WHAT TO DO: Find the lines below that contain the string "Write". Copy each one.

====== EXTRACTED MATERIAL ======

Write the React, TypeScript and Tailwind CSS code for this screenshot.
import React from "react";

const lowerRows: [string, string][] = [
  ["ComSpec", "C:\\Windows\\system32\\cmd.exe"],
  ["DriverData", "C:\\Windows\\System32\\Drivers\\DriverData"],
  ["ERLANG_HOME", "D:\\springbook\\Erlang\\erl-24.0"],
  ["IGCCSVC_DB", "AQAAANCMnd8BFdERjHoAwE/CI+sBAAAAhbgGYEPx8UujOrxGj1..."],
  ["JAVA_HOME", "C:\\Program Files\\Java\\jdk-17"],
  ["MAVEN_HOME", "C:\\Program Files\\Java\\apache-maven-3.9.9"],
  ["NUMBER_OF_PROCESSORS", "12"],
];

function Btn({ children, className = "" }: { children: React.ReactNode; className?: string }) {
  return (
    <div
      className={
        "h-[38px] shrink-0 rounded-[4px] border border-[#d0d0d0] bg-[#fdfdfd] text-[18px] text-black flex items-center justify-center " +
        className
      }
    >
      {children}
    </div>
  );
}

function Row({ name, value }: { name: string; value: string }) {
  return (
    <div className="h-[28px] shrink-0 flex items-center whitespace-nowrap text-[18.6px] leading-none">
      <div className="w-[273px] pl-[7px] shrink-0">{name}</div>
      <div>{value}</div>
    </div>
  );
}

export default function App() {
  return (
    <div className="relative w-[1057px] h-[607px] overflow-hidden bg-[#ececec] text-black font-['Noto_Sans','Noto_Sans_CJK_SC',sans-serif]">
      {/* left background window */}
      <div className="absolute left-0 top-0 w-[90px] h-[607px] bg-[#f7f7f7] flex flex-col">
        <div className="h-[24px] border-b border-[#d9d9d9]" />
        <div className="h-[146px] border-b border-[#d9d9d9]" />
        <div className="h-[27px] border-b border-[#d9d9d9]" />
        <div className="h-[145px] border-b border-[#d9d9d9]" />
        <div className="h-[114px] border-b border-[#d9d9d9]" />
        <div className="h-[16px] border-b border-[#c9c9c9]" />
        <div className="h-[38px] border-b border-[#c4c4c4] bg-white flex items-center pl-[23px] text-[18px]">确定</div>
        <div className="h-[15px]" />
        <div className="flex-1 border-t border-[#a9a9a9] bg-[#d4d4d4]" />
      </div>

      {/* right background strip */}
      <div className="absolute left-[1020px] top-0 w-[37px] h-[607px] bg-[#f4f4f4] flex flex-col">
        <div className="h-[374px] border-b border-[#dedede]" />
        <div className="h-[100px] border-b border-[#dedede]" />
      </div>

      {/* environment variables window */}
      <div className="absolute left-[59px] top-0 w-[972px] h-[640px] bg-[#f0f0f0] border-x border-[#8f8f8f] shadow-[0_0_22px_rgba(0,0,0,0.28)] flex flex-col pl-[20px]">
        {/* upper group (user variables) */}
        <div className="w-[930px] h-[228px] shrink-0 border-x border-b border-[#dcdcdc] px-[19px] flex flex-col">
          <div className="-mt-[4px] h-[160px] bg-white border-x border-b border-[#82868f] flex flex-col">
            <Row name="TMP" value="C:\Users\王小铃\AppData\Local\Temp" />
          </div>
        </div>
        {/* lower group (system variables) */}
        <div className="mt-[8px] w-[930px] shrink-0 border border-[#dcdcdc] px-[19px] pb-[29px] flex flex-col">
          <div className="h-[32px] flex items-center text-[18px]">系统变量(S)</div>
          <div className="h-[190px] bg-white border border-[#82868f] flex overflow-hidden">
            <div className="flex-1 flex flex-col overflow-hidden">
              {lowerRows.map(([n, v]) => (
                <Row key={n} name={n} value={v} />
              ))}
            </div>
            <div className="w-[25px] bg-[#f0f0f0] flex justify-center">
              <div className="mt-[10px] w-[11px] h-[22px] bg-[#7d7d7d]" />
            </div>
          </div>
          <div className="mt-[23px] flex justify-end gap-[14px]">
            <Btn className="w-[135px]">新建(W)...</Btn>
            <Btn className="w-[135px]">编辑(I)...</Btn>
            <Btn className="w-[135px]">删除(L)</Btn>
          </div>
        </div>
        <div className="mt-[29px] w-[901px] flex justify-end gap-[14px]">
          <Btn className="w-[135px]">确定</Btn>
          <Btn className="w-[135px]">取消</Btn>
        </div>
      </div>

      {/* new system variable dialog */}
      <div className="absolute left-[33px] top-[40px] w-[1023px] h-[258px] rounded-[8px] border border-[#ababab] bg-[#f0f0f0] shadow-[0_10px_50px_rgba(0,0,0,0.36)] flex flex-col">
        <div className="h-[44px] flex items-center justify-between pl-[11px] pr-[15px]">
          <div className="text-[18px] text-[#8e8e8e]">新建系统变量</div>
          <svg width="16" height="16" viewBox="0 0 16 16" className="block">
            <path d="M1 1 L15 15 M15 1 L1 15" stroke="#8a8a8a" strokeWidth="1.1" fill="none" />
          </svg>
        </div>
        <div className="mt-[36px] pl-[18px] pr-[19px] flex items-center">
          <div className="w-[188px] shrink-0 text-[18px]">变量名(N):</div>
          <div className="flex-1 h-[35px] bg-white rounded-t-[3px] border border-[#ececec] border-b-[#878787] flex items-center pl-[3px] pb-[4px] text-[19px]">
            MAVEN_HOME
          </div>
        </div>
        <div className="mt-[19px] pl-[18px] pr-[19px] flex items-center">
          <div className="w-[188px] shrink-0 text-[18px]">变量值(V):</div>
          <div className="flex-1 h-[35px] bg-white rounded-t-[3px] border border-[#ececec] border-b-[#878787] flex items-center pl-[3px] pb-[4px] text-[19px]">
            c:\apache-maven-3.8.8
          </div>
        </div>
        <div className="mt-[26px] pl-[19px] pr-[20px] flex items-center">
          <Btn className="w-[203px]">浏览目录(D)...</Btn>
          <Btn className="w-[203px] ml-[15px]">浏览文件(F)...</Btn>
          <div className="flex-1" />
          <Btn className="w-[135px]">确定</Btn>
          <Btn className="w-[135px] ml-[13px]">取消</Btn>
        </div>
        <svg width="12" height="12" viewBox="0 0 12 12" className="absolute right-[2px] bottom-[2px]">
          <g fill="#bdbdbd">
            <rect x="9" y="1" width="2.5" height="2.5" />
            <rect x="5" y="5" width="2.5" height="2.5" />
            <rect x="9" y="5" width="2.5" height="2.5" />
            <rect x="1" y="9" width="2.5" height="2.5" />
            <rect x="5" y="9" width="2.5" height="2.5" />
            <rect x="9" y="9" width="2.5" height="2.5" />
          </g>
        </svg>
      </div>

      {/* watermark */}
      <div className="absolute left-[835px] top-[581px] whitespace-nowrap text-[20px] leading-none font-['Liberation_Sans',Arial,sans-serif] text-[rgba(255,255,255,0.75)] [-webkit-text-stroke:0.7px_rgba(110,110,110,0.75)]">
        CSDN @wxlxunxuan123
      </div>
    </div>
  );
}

======
====== EXTRACTED MATERIAL ======

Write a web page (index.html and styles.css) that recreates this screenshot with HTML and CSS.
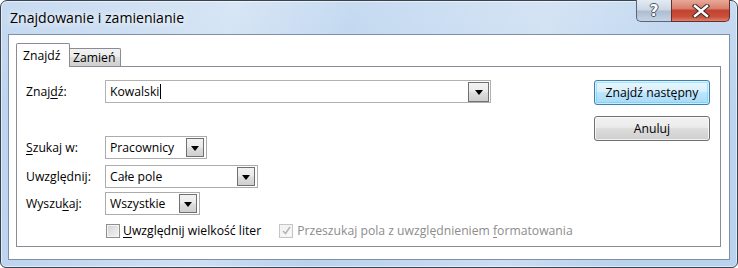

======

OUTPUT OF THE TASK:
Write the React, TypeScript and Tailwind CSS code for this screenshot.
Write a web page (index.html and styles.css) that recreates this screenshot with HTML and CSS.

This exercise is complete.